Top-spec models benefit from the always-fun-to-play-with power tailgate, while all CR-Vs have a low boot lip and a wide opening to make cramming it with a fortnight’s luggage a doddle.

It’s equally simple to drive, too, with light steering at low speeds and good all-round visibility through the large windows.

Honda say the CR-V’s suspension has been specifically tuned for European markets, with a focus on high-speed stability and refinement. And it is – stable and refined. There are times when body control is sacrificed in the quest for smoothing out surface imperfections, and it’s perhaps not as engaging as it used to be, but that’s more an indication of this new model’s grown-up character. On a long journey, with a child in every seat and a drink in every cup-holder, there are few more willing participants in the act of getting everyone to their destination in a calm and unruffled manner.

A new 1.6-litre diesel engine has recently been launched, and you can read our review of that here: Honda CR-V 1.6 i-DTEC Review.

The rest of the range consists of a 2.0-litre petrol with 155PS and 192Nm and – the pick of the bunch – a 2.2-litre diesel with an almost identical 150PS but a more useful 350Nm of torque. Both are available with either a six-speed manual or a five-speed automatic transmission. The 2.0-litre can be ordered in two wheel-drive form, but with its CO2 emissions of 168 g/km versus the diesel’s 149 g/km, there’s little reason to choose it over its oil-burning counterpart.

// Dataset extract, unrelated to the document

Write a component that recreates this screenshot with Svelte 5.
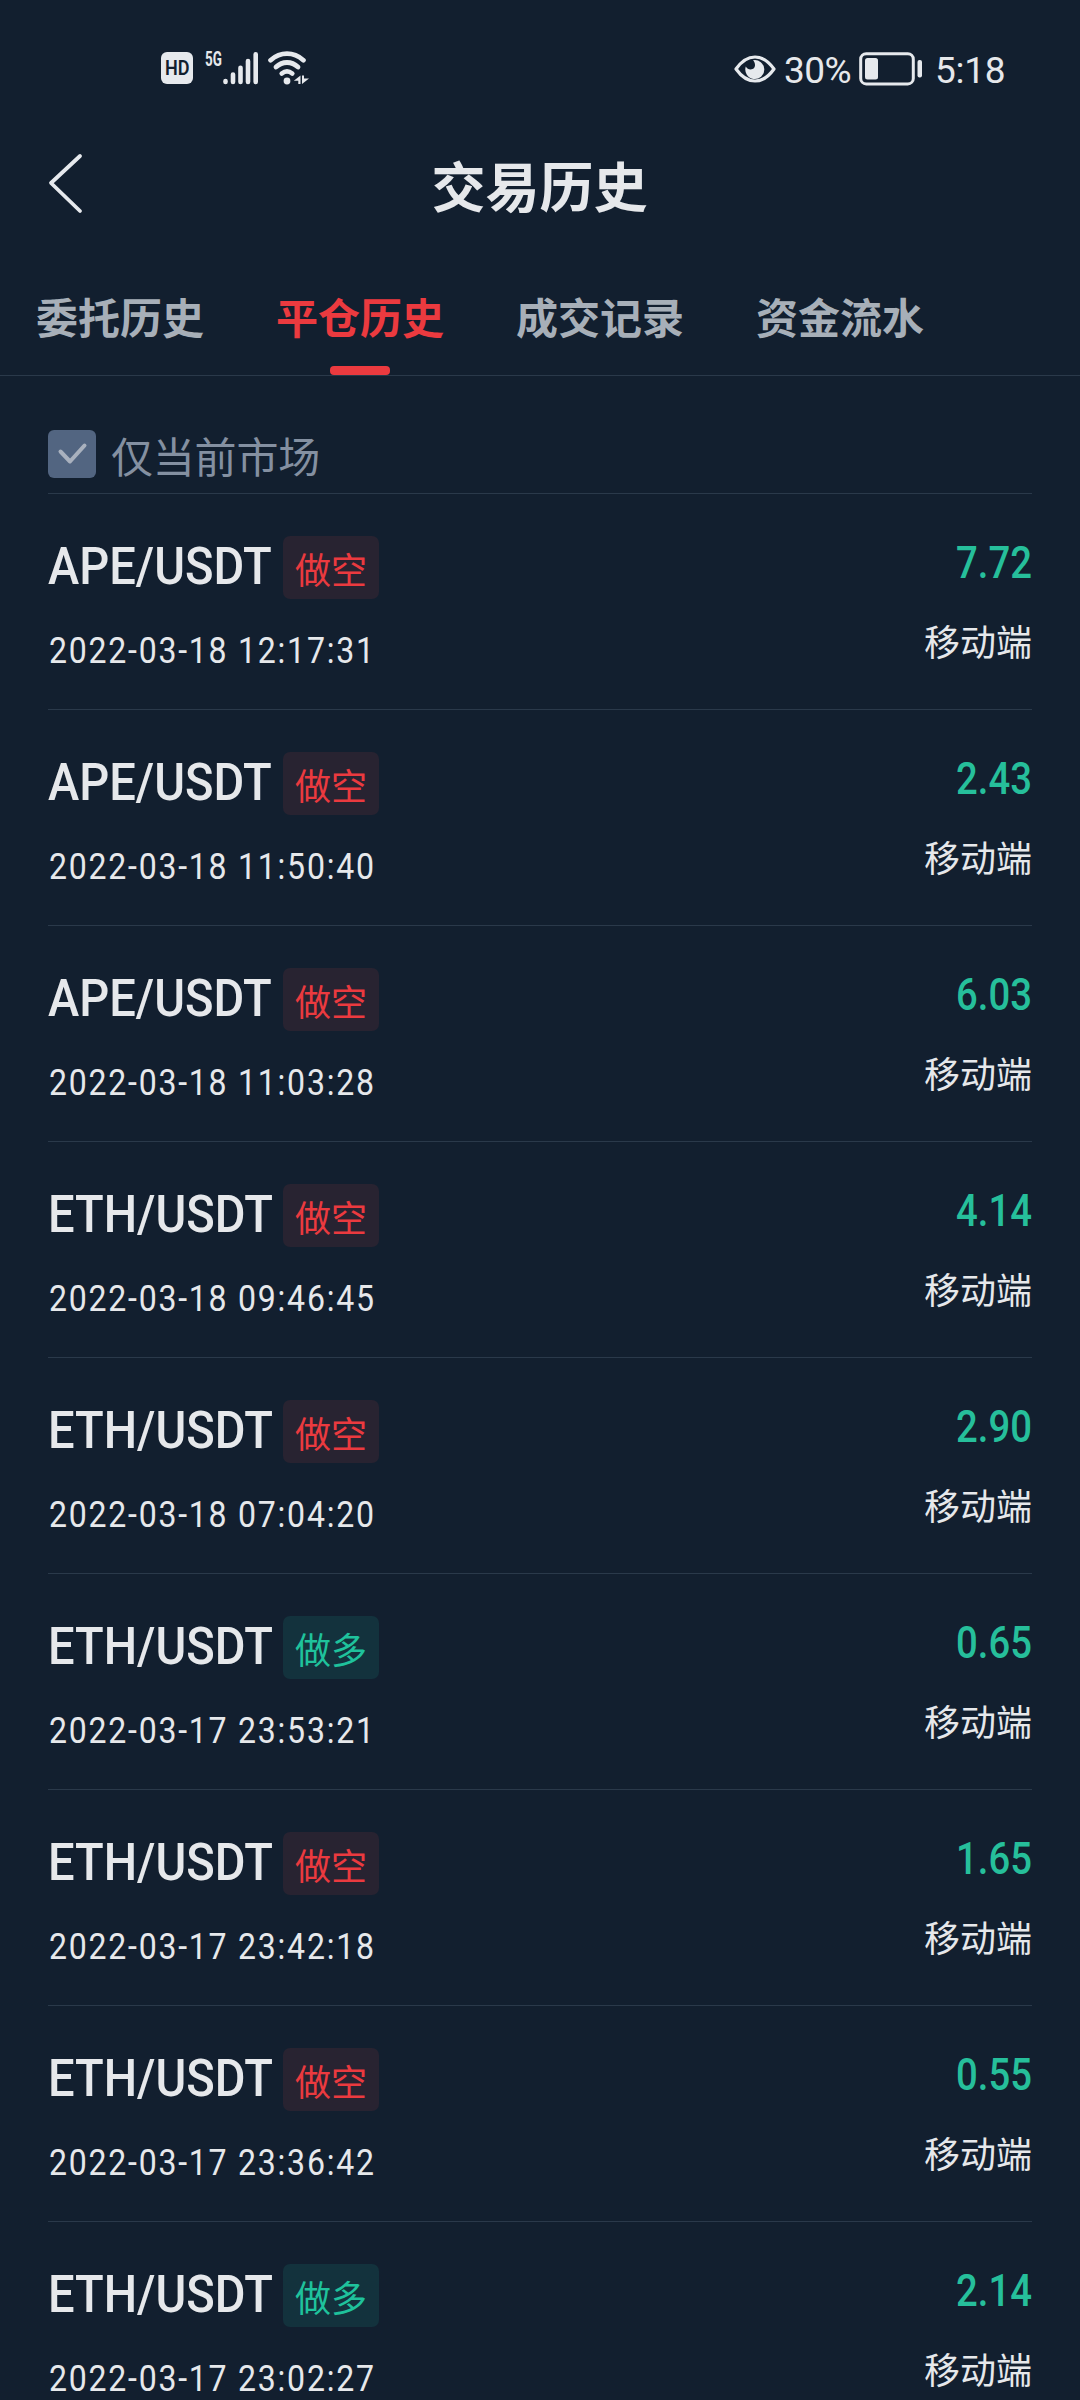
<script>
	const tabs = ['委托历史', '平仓历史', '成交记录', '资金流水'];
	let activeTab = 1;
	let onlyCurrent = true;

	const orders = [
		{ pair: 'APE/USDT', side: 'short', time: '2022-03-18 12:17:31', profit: 7.72 },
		{ pair: 'APE/USDT', side: 'short', time: '2022-03-18 11:50:40', profit: 2.43 },
		{ pair: 'APE/USDT', side: 'short', time: '2022-03-18 11:03:28', profit: 6.03 },
		{ pair: 'ETH/USDT', side: 'short', time: '2022-03-18 09:46:45', profit: 4.14 },
		{ pair: 'ETH/USDT', side: 'short', time: '2022-03-18 07:04:20', profit: 2.9 },
		{ pair: 'ETH/USDT', side: 'long', time: '2022-03-17 23:53:21', profit: 0.65 },
		{ pair: 'ETH/USDT', side: 'short', time: '2022-03-17 23:42:18', profit: 1.65 },
		{ pair: 'ETH/USDT', side: 'short', time: '2022-03-17 23:36:42', profit: 0.55 },
		{ pair: 'ETH/USDT', side: 'long', time: '2022-03-17 23:02:27', profit: 2.14 }
	];
</script>

<main>
	<div class="status">
		<div class="group">
			<span class="hd"><b>HD</b></span>
			<span class="net">5G</span>
			<svg class="signal" width="36" height="35" viewBox="0 0 36 35">
				<g stroke="#e6e9ed" stroke-width="4.6" stroke-linecap="round">
					<path d="M2.5 31v.9M10 24.5v7.4M17.500 17.700v14.200M25 11v20.900M32.700 4.200v27.700" />
				</g>
			</svg>
			<svg class="wifi" width="42" height="35" viewBox="0 0 42 35">
				<g fill="none" stroke="#e6e9ed" stroke-width="4.8" stroke-linecap="round">
					<path d="M2.6 10.2C12.5 1.500 25.500 1.500 35.400 10.200" />
					<path d="M8 17C14.500 11 23.500 11 30 17" />
					<path d="M13.800 23.500C17 20.900 21 20.900 24.200 23.500" />
				</g>
				<circle cx="19" cy="31" r="3.4" fill="#e6e9ed" />
				<path d="M32.500 25.500v8.500h-2.200v-3.300h-4.500zM34 34V25.500h2v3h5z" fill="#e6e9ed" />
			</svg>
		</div>
		<div class="group">
			<svg class="eye" width="42" height="28" viewBox="0 0 42 28">
				<path
					d="M2 14C8 5.5 14 2 21 2s13 3.5 19 12c-6 8.500-12 12-19 12S8 22.500 2 14z"
					fill="none"
					stroke="#e6e9ed"
					stroke-width="3.2"
					stroke-linejoin="round"
				/>
				<path
					d="M19 5.2a9.5 9.5 0 1 1-7.2 6.3c1.4 2.6 4.3 3.8 6.7 2.6 3.2-1.6 3.3-6 .5-8.9z"
					fill="#e6e9ed"
				/>
			</svg>
			<span class="percent">30%</span>
			<svg class="battery" width="64" height="34" viewBox="0 0 64 34">
				<rect x="1.7" y="1.7" width="52.6" height="30.2" rx="5.5" fill="none" stroke="#e6e9ed" stroke-width="3" />
				<rect x="6" y="6" width="13" height="21.5" rx="2.5" fill="#e6e9ed" />
				<rect x="58.5" y="8" width="4.5" height="17.5" rx="2" fill="#e6e9ed" />
			</svg>
			<span class="clock">5:18</span>
		</div>
	</div>

	<header>
		<svg width="36" height="62" viewBox="0 0 36 62">
			<path
				d="M33 4L4 31l29 28"
				fill="none"
				stroke="#e6e9ed"
				stroke-width="3.8"
				stroke-linecap="round"
				stroke-linejoin="round"
			/>
		</svg>
		<h1>交易历史</h1>
	</header>

	<nav>
		{#each tabs as tab, i}
			<button class:active={i === activeTab} on:click={() => (activeTab = i)}>{tab}</button>
		{/each}
	</nav>

	<section>
		<button class="filter" on:click={() => (onlyCurrent = !onlyCurrent)}>
			<span class="box">
				{#if onlyCurrent}
					<svg width="48" height="48" viewBox="0 0 48 48">
						<path
							d="M12.5 21.5l9.5 10L36.5 15.5"
							fill="none"
							stroke="#a9b1be"
							stroke-width="4"
							stroke-linecap="round"
							stroke-linejoin="round"
						/>
					</svg>
				{/if}
			</span>
			<span class="label">仅当前市场</span>
		</button>

		<ul>
			{#each orders as order}
				<li>
					<div class="left">
						<div class="name">
							<span class="pair"><span>{order.pair}</span></span>
							<span class="tag {order.side}">{order.side === 'long' ? '做多' : '做空'}</span>
						</div>
						<div class="time">{order.time}</div>
					</div>
					<div class="right">
						<div class="profit">{order.profit.toFixed(2)}</div>
						<div class="source">移动端</div>
					</div>
				</li>
			{/each}
		</ul>
	</section>
</main>

<style>
	:global(body) {
		background: #121f2f;
	}

	main {
		width: 1080px;
		height: 2400px;
		overflow: hidden;
		background: #121f2f;
		color: #e6e8eb;
		font-family: Roboto, 'Noto Sans CJK SC', sans-serif;
	}

	button {
		margin: 0;
		padding: 0;
		border: 0;
		background: none;
		font-family: 'Noto Sans CJK SC', sans-serif;
		white-space: nowrap;
	}

	.status {
		box-sizing: border-box;
		height: 136px;
		padding: 51px 74px 0 161px;
		display: flex;
		justify-content: space-between;
	}

	.group {
		display: flex;
		align-items: flex-start;
		height: 36px;
	}

	.hd {
		width: 32px;
		height: 32px;
		margin-top: 1px;
		border-radius: 6px;
		background: #e6e9ed;
		color: #121f2f;
		font-size: 21px;
		line-height: 33px;
		text-align: center;
	}

	.hd b {
		display: inline-block;
		margin: 0 -3px;
		font-weight: 600;
		transform: scaleX(0.86);
	}

	.net {
		width: 17px;
		margin-left: 12px;
		font-size: 21px;
		font-weight: 700;
		line-height: 16px;
		transform: scaleX(0.64);
		transform-origin: left;
	}

	.signal {
		margin: -1px 0 0 1px;
	}

	.wifi {
		margin: -1px 0 0 9px;
	}

	.eye {
		margin-top: 4px;
	}

	.percent,
	.clock {
		font-size: 37px;
		line-height: 40px;
	}

	.percent {
		width: 75px;
		margin-left: 8px;
		letter-spacing: -0.5px;
	}

	.battery {
		margin-top: 1px;
	}

	.clock {
		margin-left: 12px;
		width: 71px;
		letter-spacing: -0.3px;
	}

	header {
		height: 96px;
		padding-left: 47px;
		display: flex;
		align-items: center;
	}

	header svg {
		margin-bottom: 3px;
	}

	h1 {
		flex: 1;
		margin: 1px 84px 0 0;
		font-family: 'Noto Sans CJK SC', sans-serif;
		font-size: 54px;
		font-weight: 700;
		line-height: 60px;
		text-align: center;
	}

	nav {
		box-sizing: border-box;
		height: 144px;
		padding-left: 36px;
		border-bottom: 1px solid #2a394a;
		display: flex;
		gap: 72px;
	}

	nav button {
		position: relative;
		width: 168px;
		height: 143px;
		color: #a7afb8;
		font-size: 42px;
		font-weight: 700;
		line-height: 168px;
	}

	nav .active {
		color: #eb3a3f;
	}

	nav .active::after {
		content: '';
		position: absolute;
		left: 54px;
		bottom: 0;
		width: 60px;
		height: 9px;
		border-radius: 4px;
		background: #eb3a3f;
	}

	section {
		padding: 0 48px;
	}

	.filter {
		box-sizing: border-box;
		width: 984px;
		height: 118px;
		padding: 54px 0 15px;
		border-bottom: 1px solid #2a394a;
		display: flex;
		align-items: center;
		gap: 15px;
		color: #8490a1;
		font-size: 42px;
		line-height: 48px;
	}

	.label {
		padding-top: 2px;
		letter-spacing: -0.2px;
	}

	.box {
		width: 48px;
		height: 48px;
		border-radius: 6px;
		background: #526581;
	}

	ul {
		margin: 0;
		padding: 0;
		list-style: none;
	}

	li {
		box-sizing: border-box;
		height: 216px;
		padding-top: 42px;
		border-bottom: 1px solid #2a394a;
		display: flex;
		justify-content: space-between;
	}

	.name {
		display: flex;
		height: 63px;
	}

	/* condensed with a transform, so the box keeps its own width */
	.pair {
		width: 235px;
		font-size: 52px;
		font-weight: 500;
		line-height: 62px;
		white-space: nowrap;
	}

	.pair span {
		display: inline-block;
		transform: scaleX(0.905);
		transform-origin: left;
	}

	.tag {
		width: 96px;
		height: 63px;
		border-radius: 7px;
		font-family: 'Noto Sans CJK SC', sans-serif;
		font-size: 36px;
		line-height: 65px;
		text-align: center;
	}

	.short {
		color: #eb3a3f;
		background: #282331;
	}

	.long {
		color: #1fc29c;
		background: #13323d;
	}

	.time {
		margin: 31px 0 0 1px;
		font-size: 36.5px;
		line-height: 42px;
		letter-spacing: 2px;
		transform: scaleX(0.878);
		transform-origin: left;
		white-space: nowrap;
	}

	.right {
		text-align: right;
	}

	.profit {
		margin-top: 1px;
		color: #26bf9b;
		font-size: 44px;
		font-weight: 500;
		line-height: 52px;
		transform: scaleX(0.87);
		transform-origin: right;
	}

	.source {
		margin-top: 29px;
		font-family: 'Noto Sans CJK SC', sans-serif;
		font-size: 36px;
		line-height: 44px;
	}
</style>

Indeed, the diesel-fired CR-V is faster and more economical, sprinting to 62mph in 9.7 seconds (10.0s for the petrol) while recording 50.4mpg on the combined cycle, beating the petrol model’s 39.2mpg.

The 2.2 keeps its dieselness largely confined to the engine bay, with only a slight gruffness under load to give the game away when on the move, although the trademark high-pitched whistle that all Honda 2.2-litre units seem to emit is evident with the window open.

Peak torque arrives at 2,000rpm with a definite shove and, this being a Honda unit, you can rev it if you want to. However, there’s little to be gained by doing so – better to change up early and surf the wave of torque.

The gearbox is a happy participant in this as a driving style, and although the dash-mounted lever can issue a few clunking noises, the movement through the gate remains smooth. The ratios are well-chosen, too.

A shift indicator in the instrument pack politely coaches you in the art of driving economically, and doing so causes the outer rim of the speedo to glow a subtle green colour as a reward.

Further environmental friendliness can be engaged with the Econ Mode, which recalibrates the throttle response for a softer power delivery, and allows the climate control to exercise a degree of flexibility as to when to run the air conditioning compressor in order to save fuel.

All manual models have start/stop to cut the engine when waiting at traffic lights.

If you’re heading away from suburbia and into the wilderness, you won’t need to press any buttons or fiddle with any levers. The CR-V’s four wheel-drive system is entirely automatic, and uses an electronically-controlled multi-plate clutch to engage drive to the rear axle when necessary. The system replaces the hydraulically-activated system of the previous generation, and is now much faster to react to slippery conditions. It’s intelligent enough to deploy traction to the rear wheels when setting off on a slope, and works in conjunction with the Hill Start Assist to avoid any embarrassing rearward slides.

While you might not see many CR-V’s leaping over boulders or descending down a cliff-face, if you’ve parked in the middle of a soggy field at a festival immediately prior to a monsoon, you should have no difficulty driving back out.

The Honda CR-V range is split into four trim levels – S, SE, SR and EX. The entry-level S features 17-inch alloy wheels, cruise control, climate control, 4-speaker stereo with USB/iPod ports and the requisite number of electro-safety toys such as ABS, Hill Start Assist, Vehicle Stability Assist, etc.

The SE adds automatic headlights, wipers and dipping rear-view mirror, front and rear parking sensors plus a rear-view parking camera, electrically folding door mirrors, front fog-lights, Bluetooth, a couple of extra speakers and an alarm.

SR models get a further stereo upgrade, plus part-leather heated front seats with lumbar adjustment, ambient lighting, privacy glass, HID headlights, and 18-inch alloy wheels.

The top-of-the-range EX adds keyless entry, electric driver’s seat with memory, full leather interior, power tailgate, panoramic glass roof and satellite navigation.

Prices start at £21,735 for the 2.0-litre 2WD S and rise to £31,555 for the 2.2-litre EX.

The CR-V has been something of a success story, both for Honda, having recorded five million sales, but also for Britain, where it’s now built. The new CR-V takes the formula proven by its forebears and adds a new string to its bow – efficiency – while at the same time, maturing the overall package into something that’s likely to appeal to a wider audience.

If you’ve got a family and a penchant for long-distance touring and camping holidays, there are few vehicles that offer such a broad spread of versatility. Perhaps that’s what the ‘V’ stands for in CR-V.